>> begin Supplied information
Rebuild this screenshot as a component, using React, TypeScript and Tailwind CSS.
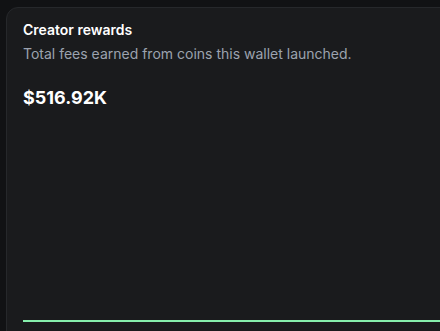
const App = () => {
  return (
    <div className="w-[440px] h-[331px] overflow-hidden bg-[#111214] pl-[6px] pt-[7px] font-['Inter',sans-serif]">
      <div className="w-[460px] h-[360px] flex flex-col rounded-xl border border-[#26282b] bg-[#1a1b1d] px-4 pt-3">
        <h2 className="text-sm font-semibold leading-5 text-white">Creator rewards</h2>
        <p className="mt-1 text-sm leading-5 text-[#9ca3af]">
          Total fees earned from coins this wallet launched.
        </p>
        <div className="mt-5 text-lg font-bold leading-7 text-white">$516.92K</div>
        <div className="flex-1 flex flex-col justify-start">
          <div className="mt-[208px] h-[2px] w-full bg-[#86efac]" />
        </div>
      </div>
    </div>
  );
};

export default App;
>> end Supplied information
▶ Problem description: Omitting all images, print the listing exactly.

▶ Complete response:
Rebuild this screenshot as a component, using React, TypeScript and Tailwind CSS.
const App = () => {
  return (
    <div className="w-[440px] h-[331px] overflow-hidden bg-[#111214] pl-[6px] pt-[7px] font-['Inter',sans-serif]">
      <div className="w-[460px] h-[360px] flex flex-col rounded-xl border border-[#26282b] bg-[#1a1b1d] px-4 pt-3">
        <h2 className="text-sm font-semibold leading-5 text-white">Creator rewards</h2>
        <p className="mt-1 text-sm leading-5 text-[#9ca3af]">
          Total fees earned from coins this wallet launched.
        </p>
        <div className="mt-5 text-lg font-bold leading-7 text-white">$516.92K</div>
        <div className="flex-1 flex flex-col justify-start">
          <div className="mt-[208px] h-[2px] w-full bg-[#86efac]" />
        </div>
      </div>
    </div>
  );
};

export default App;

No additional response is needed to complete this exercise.